/COMP90051-Multiarmed-Bandits

Benchmarking of various MAB classes and its offline evaluation policy

Primary LanguageJupyter NotebookMIT LicenseMIT

Multi-armed Bandits (MAB)

This repository contains the source code for Assignment 2 from COMP90051 Statistical Machine Learning course, Semester 2 2020 at the University of Melbourne.

This notebook contains the implementation of several MAB classes, namely:

  1. ε-greedy and UCB MABs
  2. Off-policy evaluation (Li et al., 2010, 2011)
  3. LinUCB contextual MAB (Li et al., 2010)
  4. TreeBootstrap contextual MAB (Elmachtoub et al., 2017)
  5. KernelUCB contextual MAB (Valko et al., 2013)

Project Overview

Multi-armed bandits (MABs) are a simple but powerful framework for sequential decision making under uncertainty. Through the 2000s, Yahoo! Research led the way in applying MABs to problems in online advertising, information retrieval, and media recommendation. One of their many applications was to Yahoo! News, in deciding what news items to recommend to users based on article content, user profile, and the historical engagement of the user with articles.

Given decision making in this setting is sequential (what do we show next?) and feedback is only available for articles shown, Yahoo! researchers observed a perfect formulation for MABs like those (ε-Greedy and UCB) learned about in class.

Going further, however, they realised that incorporating some element of user-article state requires contextual bandits: articles are arms; context per round incorporates information about both user and article (arm); and {0, 1}-valued rewards represent clicks.

Therefore the per round cumulative reward represents click-through-rate, which is exactly what services like Yahoo! News want to maximise to drive user engagement and advertising revenue.

Full details of the project can be found in the project specification project2.pdf

Dataset Brief Description

The following details may be helpful to understand the structure of dataset.

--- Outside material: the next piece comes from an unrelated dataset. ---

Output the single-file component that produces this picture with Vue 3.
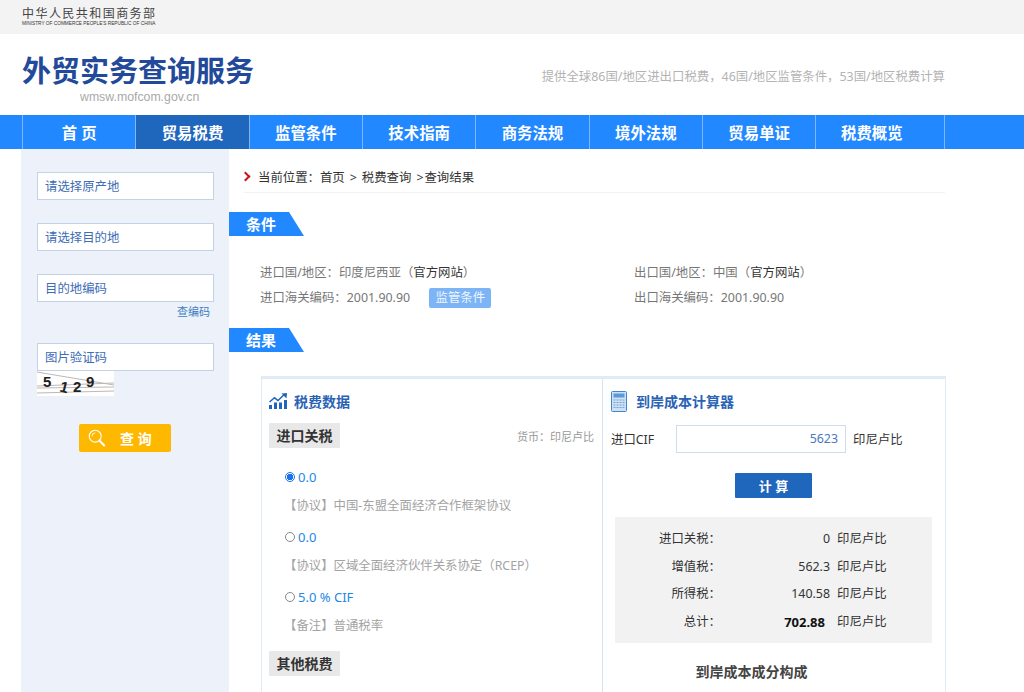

• 10,000 lines (i.e., rows) corresponding to distinct site visits by users aka. events;

• Each row comprises 102 space-delimited columns of integers:

– Column 1: The arm played by a uniformly-random policy out of 10 arms (news articles);

– Column 2: The reward received from the arm played—1 if the user clicked 0 otherwise;

– Columns 3–102: The 100-dim flattened context: 10 features per arm (incorporating the content of the article and its match with the visiting user), first the features for arm 1, then arm 2, etc. up to arm 10.